* Description of the task *
Please find all lines in the data that hold the string "Write" and copy them.

[Code that builds pages]
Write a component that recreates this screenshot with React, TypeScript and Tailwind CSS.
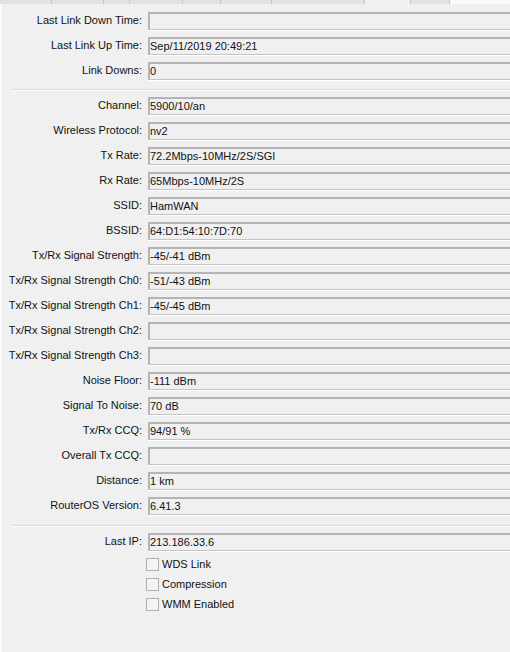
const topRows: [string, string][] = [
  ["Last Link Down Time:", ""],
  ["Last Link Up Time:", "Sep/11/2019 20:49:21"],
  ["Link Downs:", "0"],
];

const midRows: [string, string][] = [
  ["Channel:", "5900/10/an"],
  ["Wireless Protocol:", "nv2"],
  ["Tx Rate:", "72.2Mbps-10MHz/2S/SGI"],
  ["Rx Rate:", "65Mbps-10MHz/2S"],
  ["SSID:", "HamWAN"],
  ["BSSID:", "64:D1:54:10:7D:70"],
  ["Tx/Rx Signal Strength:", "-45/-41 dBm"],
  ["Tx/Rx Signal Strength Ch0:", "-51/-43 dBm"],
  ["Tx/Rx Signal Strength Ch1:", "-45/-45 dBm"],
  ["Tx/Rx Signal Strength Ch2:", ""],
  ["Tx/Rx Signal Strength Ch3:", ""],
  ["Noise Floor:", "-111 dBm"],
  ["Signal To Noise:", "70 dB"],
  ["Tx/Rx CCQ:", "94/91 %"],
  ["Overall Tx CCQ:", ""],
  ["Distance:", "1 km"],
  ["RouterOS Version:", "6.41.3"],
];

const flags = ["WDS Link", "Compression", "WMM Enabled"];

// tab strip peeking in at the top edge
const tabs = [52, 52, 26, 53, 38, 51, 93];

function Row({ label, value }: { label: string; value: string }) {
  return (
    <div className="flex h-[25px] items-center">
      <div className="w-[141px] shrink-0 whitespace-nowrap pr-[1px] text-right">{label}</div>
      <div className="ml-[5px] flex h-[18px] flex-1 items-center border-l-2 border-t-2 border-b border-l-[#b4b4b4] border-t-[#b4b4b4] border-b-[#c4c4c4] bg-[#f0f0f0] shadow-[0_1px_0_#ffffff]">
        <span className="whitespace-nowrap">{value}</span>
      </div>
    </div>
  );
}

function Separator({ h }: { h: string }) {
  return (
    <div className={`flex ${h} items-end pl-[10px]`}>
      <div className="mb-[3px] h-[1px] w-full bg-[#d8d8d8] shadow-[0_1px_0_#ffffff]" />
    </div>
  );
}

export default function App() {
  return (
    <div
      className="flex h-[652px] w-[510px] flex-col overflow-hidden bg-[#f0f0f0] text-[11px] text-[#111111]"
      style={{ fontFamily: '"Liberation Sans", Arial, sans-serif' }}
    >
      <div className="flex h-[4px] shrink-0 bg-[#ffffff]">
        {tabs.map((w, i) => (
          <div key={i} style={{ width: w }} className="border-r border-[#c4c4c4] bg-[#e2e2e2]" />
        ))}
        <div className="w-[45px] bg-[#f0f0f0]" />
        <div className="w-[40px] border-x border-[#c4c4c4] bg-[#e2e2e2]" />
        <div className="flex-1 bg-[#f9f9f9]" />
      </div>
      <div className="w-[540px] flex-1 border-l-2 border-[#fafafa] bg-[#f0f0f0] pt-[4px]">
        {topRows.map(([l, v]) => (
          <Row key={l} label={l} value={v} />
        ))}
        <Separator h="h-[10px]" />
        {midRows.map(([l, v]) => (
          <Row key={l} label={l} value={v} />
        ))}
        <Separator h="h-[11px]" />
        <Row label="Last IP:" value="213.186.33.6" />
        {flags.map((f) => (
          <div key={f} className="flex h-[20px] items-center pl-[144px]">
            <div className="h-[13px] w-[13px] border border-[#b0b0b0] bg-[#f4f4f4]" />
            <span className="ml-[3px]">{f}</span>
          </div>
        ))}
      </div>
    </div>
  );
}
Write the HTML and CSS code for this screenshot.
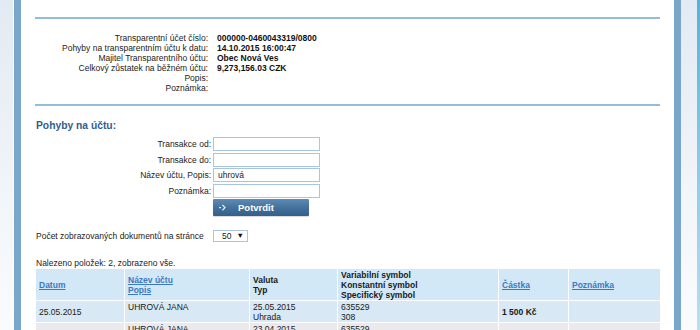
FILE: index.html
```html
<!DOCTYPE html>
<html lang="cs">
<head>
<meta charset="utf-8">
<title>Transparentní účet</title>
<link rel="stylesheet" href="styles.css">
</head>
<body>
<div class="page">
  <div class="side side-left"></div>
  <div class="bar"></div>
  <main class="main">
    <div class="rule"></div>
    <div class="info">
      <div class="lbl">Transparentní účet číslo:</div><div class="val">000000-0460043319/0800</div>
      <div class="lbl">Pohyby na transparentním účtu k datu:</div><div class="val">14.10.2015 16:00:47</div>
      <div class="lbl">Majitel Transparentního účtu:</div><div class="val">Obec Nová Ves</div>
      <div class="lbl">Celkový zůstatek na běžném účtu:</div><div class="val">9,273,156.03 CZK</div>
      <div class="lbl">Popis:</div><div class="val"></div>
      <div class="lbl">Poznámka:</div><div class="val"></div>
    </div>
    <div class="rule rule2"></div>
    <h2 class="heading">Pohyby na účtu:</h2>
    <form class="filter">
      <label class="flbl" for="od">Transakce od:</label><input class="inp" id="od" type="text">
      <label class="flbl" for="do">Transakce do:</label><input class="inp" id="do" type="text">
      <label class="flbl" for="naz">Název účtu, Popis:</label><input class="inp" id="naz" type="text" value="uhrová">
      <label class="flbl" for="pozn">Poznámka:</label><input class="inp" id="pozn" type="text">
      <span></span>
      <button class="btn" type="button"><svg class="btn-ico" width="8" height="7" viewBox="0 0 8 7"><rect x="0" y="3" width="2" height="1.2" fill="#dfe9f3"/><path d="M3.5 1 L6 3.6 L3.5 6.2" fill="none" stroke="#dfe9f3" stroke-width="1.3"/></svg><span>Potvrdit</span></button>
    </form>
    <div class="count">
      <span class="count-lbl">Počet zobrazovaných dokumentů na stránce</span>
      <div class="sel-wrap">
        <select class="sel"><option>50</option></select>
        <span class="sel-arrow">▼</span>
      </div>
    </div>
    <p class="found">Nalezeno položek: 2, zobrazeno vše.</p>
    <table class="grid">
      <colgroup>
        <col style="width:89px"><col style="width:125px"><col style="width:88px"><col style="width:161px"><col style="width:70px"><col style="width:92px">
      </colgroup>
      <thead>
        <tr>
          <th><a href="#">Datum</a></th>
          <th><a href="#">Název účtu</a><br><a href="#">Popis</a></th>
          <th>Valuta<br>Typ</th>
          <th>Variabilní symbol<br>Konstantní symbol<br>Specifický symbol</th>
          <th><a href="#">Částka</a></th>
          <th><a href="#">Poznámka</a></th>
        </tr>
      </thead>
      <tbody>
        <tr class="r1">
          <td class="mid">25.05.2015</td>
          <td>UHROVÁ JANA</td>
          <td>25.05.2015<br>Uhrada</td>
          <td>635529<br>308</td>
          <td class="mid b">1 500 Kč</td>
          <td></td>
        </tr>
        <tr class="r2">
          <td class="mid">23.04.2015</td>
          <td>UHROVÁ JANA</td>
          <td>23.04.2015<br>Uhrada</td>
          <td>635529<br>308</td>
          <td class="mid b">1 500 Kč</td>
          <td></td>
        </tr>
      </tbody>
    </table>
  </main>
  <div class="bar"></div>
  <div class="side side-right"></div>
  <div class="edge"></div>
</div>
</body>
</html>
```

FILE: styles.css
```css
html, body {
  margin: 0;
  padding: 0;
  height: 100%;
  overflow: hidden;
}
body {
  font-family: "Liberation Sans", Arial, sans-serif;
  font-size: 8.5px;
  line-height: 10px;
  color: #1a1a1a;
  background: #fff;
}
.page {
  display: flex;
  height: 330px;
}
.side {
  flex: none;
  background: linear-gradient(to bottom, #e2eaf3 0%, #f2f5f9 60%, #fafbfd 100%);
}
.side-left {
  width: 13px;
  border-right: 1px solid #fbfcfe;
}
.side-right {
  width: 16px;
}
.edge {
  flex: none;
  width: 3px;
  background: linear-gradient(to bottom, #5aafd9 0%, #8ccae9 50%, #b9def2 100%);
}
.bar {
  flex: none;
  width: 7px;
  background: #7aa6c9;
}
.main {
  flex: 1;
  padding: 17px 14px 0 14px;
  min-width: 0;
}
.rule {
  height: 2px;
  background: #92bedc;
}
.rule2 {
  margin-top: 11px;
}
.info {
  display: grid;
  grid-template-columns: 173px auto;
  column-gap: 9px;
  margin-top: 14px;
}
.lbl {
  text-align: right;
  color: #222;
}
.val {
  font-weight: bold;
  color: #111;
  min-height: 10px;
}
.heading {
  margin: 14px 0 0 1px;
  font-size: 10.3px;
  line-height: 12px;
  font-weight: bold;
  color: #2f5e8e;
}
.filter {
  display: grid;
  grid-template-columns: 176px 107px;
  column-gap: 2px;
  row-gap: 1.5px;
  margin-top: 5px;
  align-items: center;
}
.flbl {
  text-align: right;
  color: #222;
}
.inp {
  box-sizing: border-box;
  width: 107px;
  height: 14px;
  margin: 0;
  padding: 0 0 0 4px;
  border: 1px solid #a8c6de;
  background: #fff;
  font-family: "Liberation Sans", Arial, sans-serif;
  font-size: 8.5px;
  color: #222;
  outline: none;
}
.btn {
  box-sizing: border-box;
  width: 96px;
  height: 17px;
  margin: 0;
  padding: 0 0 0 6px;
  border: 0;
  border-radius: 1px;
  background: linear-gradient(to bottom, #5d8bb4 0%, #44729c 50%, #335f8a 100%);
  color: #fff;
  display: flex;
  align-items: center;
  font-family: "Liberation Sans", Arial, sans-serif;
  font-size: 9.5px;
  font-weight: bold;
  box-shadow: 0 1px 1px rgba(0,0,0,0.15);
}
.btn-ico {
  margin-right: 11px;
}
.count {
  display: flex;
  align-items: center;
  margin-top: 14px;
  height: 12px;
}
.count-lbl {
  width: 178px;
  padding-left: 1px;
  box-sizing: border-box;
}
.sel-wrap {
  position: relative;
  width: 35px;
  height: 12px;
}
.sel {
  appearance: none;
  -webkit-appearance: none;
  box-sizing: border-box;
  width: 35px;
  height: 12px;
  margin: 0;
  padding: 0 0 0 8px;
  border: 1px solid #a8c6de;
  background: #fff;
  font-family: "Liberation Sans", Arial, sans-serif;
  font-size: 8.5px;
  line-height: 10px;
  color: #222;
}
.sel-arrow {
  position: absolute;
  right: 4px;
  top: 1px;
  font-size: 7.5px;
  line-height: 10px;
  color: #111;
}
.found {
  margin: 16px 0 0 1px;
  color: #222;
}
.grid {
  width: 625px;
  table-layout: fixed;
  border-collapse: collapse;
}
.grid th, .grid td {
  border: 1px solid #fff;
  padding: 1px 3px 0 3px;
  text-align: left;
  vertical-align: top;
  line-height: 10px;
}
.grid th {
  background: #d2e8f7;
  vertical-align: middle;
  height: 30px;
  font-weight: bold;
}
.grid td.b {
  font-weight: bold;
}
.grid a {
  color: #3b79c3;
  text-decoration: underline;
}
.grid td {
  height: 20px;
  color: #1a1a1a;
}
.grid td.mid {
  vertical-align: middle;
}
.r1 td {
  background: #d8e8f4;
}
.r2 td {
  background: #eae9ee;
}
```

* Answer *
Write a component that recreates this screenshot with React, TypeScript and Tailwind CSS.
Write the HTML and CSS code for this screenshot.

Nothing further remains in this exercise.